_DATA LINES_
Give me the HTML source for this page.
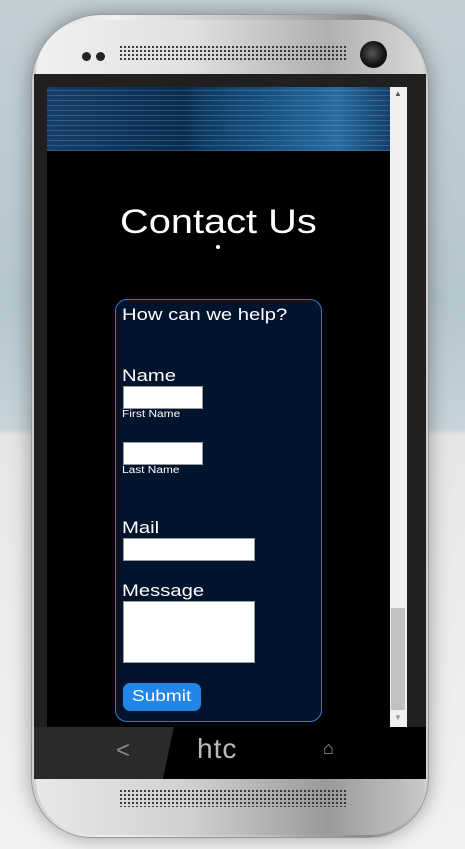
<!DOCTYPE html>
<html><head><style>
*{margin:0;padding:0;box-sizing:border-box}
body{width:465px;height:849px;overflow:hidden;position:relative;font-family:"Liberation Sans",sans-serif;
background:linear-gradient(180deg,#c3d0d6 0,#b4c6ce 300px,#c6d4da 428px,#e6e6e6 436px,#f2f2f2 849px);}
.abs{position:absolute}
.phone{left:31px;top:14px;width:398px;height:824px;border-radius:70px 70px 60px 60px;
background:linear-gradient(90deg,#cfcfcf,#f2f2f2 20%,#bcbcbc 60%,#8a8a8a 85%,#d0d0d0);box-shadow:0 0 20px rgba(0,0,0,.35);border:1px solid #999}
.screenblk{left:34px;top:74px;width:392px;height:705px;background:#202020}
.scr{left:47px;top:87px;width:343px;height:640px;background:#000;overflow:hidden}
.banner{left:47px;top:87px;width:343px;height:64px;
background:repeating-linear-gradient(0deg,rgba(120,190,240,.25) 0 1px,transparent 1px 5px),linear-gradient(90deg,#163f66 0,#0d3155 30%,#0a2b4c 40%,#0f3a62 45%,#1d5888 70%,#2a6a9e 85%,#153e66 100%)}
.sb{left:390px;top:87px;width:17px;height:640px;background:#f0f0f0}
.form{left:115px;top:299px;width:207px;height:423px;border:1px solid #2a7fd4;border-radius:12px;background:#02132e}
.t{color:#fff;position:absolute;white-space:nowrap;transform-origin:0 0;transform:scaleX(1.19)}
.in{position:absolute;background:#fff;border:1px solid #999}
</style></head><body>
<div class="abs phone"></div>
<div class="abs" style="left:36px;top:20px;width:388px;height:54px;border-radius:60px 60px 0 0;background:linear-gradient(90deg,#f0f0f0,#e0e0e0 40%,#b0b0b0 75%,#d8d8d8)"></div>
<div class="abs" style="left:119px;top:45px;width:228px;height:17px;background:radial-gradient(circle,#333 1px,transparent 1.3px) 0 0/4px 4px"></div>
<div class="abs" style="left:82px;top:52px;width:9px;height:9px;border-radius:50%;background:#222"></div>
<div class="abs" style="left:96px;top:52px;width:9px;height:9px;border-radius:50%;background:#222"></div>
<div class="abs" style="left:360px;top:41px;width:27px;height:27px;border-radius:50%;background:radial-gradient(circle at 45% 45%,#555,#111 60%)"></div>
<div class="abs screenblk"></div>
<div class="abs" style="left:34px;top:727px;width:392px;height:52px;background:#000"></div>
<div class="abs" style="left:34px;top:727px;width:140px;height:52px;background:#2a2a2a;clip-path:polygon(0 0,100% 0,92% 100%,0 100%)"></div>
<div class="t" style="left:116px;top:737px;color:#888;font-size:24px;transform:none">&lt;</div>
<div class="t" style="left:197px;top:733px;color:#bbb;font-size:28px;letter-spacing:1px;transform:none">htc</div>
<div class="t" style="left:323px;top:738px;color:#999;font-size:18px;transform:none">⌂</div>
<div class="abs" style="left:36px;top:779px;width:388px;height:56px;border-radius:0 0 55px 55px;background:linear-gradient(90deg,#e8e8e8,#d0d0d0 40%,#9a9a9a 75%,#c8c8c8)"></div>
<div class="abs" style="left:119px;top:789px;width:228px;height:18px;background:radial-gradient(circle,#333 1px,transparent 1.3px) 0 0/4px 4px"></div>
<div class="abs scr"></div>
<div class="abs banner"></div>
<div class="abs sb"><div class="abs" style="left:1px;top:521px;width:14px;height:102px;background:#c1c1c1"></div>
<div class="t" style="left:4px;top:2px;color:#555;font-size:8px;transform:none">▲</div><div class="t" style="left:4px;top:626px;color:#999;font-size:8px;transform:none">▼</div></div>
<div class="t" style="left:120px;top:203px;font-size:34px;transform:scaleX(1.17)">Contact Us</div>
<div class="abs" style="left:216px;top:245px;width:4px;height:4px;border-radius:50%;background:#fff"></div>
<div class="abs form"></div>
<div class="t" style="left:122px;top:305px;font-size:17px">How can we help?</div>
<div class="t" style="left:122px;top:366px;font-size:17px">Name</div>
<div class="in" style="left:123px;top:386px;width:80px;height:23px"></div>
<div class="t" style="left:122px;top:409px;font-size:10px">First Name</div>
<div class="in" style="left:123px;top:442px;width:80px;height:23px"></div>
<div class="t" style="left:122px;top:465px;font-size:10px">Last Name</div>
<div class="t" style="left:122px;top:518px;font-size:17px">Mail</div>
<div class="in" style="left:123px;top:538px;width:132px;height:23px"></div>
<div class="t" style="left:122px;top:581px;font-size:17px">Message</div>
<div class="in" style="left:123px;top:601px;width:132px;height:62px"></div>
<div class="abs" style="left:123px;top:683px;width:78px;height:28px;border-radius:7px;background:#2286e6"></div>
<div class="t" style="left:132px;top:688px;font-size:16px">Submit</div>
</body></html>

_SHORT EXERCISE_
Print the whole listing above once more, word for word, without its pictures.

_TASK SOLUTION_
Give me the HTML source for this page.
<!DOCTYPE html>
<html><head><style>
*{margin:0;padding:0;box-sizing:border-box}
body{width:465px;height:849px;overflow:hidden;position:relative;font-family:"Liberation Sans",sans-serif;
background:linear-gradient(180deg,#c3d0d6 0,#b4c6ce 300px,#c6d4da 428px,#e6e6e6 436px,#f2f2f2 849px);}
.abs{position:absolute}
.phone{left:31px;top:14px;width:398px;height:824px;border-radius:70px 70px 60px 60px;
background:linear-gradient(90deg,#cfcfcf,#f2f2f2 20%,#bcbcbc 60%,#8a8a8a 85%,#d0d0d0);box-shadow:0 0 20px rgba(0,0,0,.35);border:1px solid #999}
.screenblk{left:34px;top:74px;width:392px;height:705px;background:#202020}
.scr{left:47px;top:87px;width:343px;height:640px;background:#000;overflow:hidden}
.banner{left:47px;top:87px;width:343px;height:64px;
background:repeating-linear-gradient(0deg,rgba(120,190,240,.25) 0 1px,transparent 1px 5px),linear-gradient(90deg,#163f66 0,#0d3155 30%,#0a2b4c 40%,#0f3a62 45%,#1d5888 70%,#2a6a9e 85%,#153e66 100%)}
.sb{left:390px;top:87px;width:17px;height:640px;background:#f0f0f0}
.form{left:115px;top:299px;width:207px;height:423px;border:1px solid #2a7fd4;border-radius:12px;background:#02132e}
.t{color:#fff;position:absolute;white-space:nowrap;transform-origin:0 0;transform:scaleX(1.19)}
.in{position:absolute;background:#fff;border:1px solid #999}
</style></head><body>
<div class="abs phone"></div>
<div class="abs" style="left:36px;top:20px;width:388px;height:54px;border-radius:60px 60px 0 0;background:linear-gradient(90deg,#f0f0f0,#e0e0e0 40%,#b0b0b0 75%,#d8d8d8)"></div>
<div class="abs" style="left:119px;top:45px;width:228px;height:17px;background:radial-gradient(circle,#333 1px,transparent 1.3px) 0 0/4px 4px"></div>
<div class="abs" style="left:82px;top:52px;width:9px;height:9px;border-radius:50%;background:#222"></div>
<div class="abs" style="left:96px;top:52px;width:9px;height:9px;border-radius:50%;background:#222"></div>
<div class="abs" style="left:360px;top:41px;width:27px;height:27px;border-radius:50%;background:radial-gradient(circle at 45% 45%,#555,#111 60%)"></div>
<div class="abs screenblk"></div>
<div class="abs" style="left:34px;top:727px;width:392px;height:52px;background:#000"></div>
<div class="abs" style="left:34px;top:727px;width:140px;height:52px;background:#2a2a2a;clip-path:polygon(0 0,100% 0,92% 100%,0 100%)"></div>
<div class="t" style="left:116px;top:737px;color:#888;font-size:24px;transform:none">&lt;</div>
<div class="t" style="left:197px;top:733px;color:#bbb;font-size:28px;letter-spacing:1px;transform:none">htc</div>
<div class="t" style="left:323px;top:738px;color:#999;font-size:18px;transform:none">⌂</div>
<div class="abs" style="left:36px;top:779px;width:388px;height:56px;border-radius:0 0 55px 55px;background:linear-gradient(90deg,#e8e8e8,#d0d0d0 40%,#9a9a9a 75%,#c8c8c8)"></div>
<div class="abs" style="left:119px;top:789px;width:228px;height:18px;background:radial-gradient(circle,#333 1px,transparent 1.3px) 0 0/4px 4px"></div>
<div class="abs scr"></div>
<div class="abs banner"></div>
<div class="abs sb"><div class="abs" style="left:1px;top:521px;width:14px;height:102px;background:#c1c1c1"></div>
<div class="t" style="left:4px;top:2px;color:#555;font-size:8px;transform:none">▲</div><div class="t" style="left:4px;top:626px;color:#999;font-size:8px;transform:none">▼</div></div>
<div class="t" style="left:120px;top:203px;font-size:34px;transform:scaleX(1.17)">Contact Us</div>
<div class="abs" style="left:216px;top:245px;width:4px;height:4px;border-radius:50%;background:#fff"></div>
<div class="abs form"></div>
<div class="t" style="left:122px;top:305px;font-size:17px">How can we help?</div>
<div class="t" style="left:122px;top:366px;font-size:17px">Name</div>
<div class="in" style="left:123px;top:386px;width:80px;height:23px"></div>
<div class="t" style="left:122px;top:409px;font-size:10px">First Name</div>
<div class="in" style="left:123px;top:442px;width:80px;height:23px"></div>
<div class="t" style="left:122px;top:465px;font-size:10px">Last Name</div>
<div class="t" style="left:122px;top:518px;font-size:17px">Mail</div>
<div class="in" style="left:123px;top:538px;width:132px;height:23px"></div>
<div class="t" style="left:122px;top:581px;font-size:17px">Message</div>
<div class="in" style="left:123px;top:601px;width:132px;height:62px"></div>
<div class="abs" style="left:123px;top:683px;width:78px;height:28px;border-radius:7px;background:#2286e6"></div>
<div class="t" style="left:132px;top:688px;font-size:16px">Submit</div>
</body></html>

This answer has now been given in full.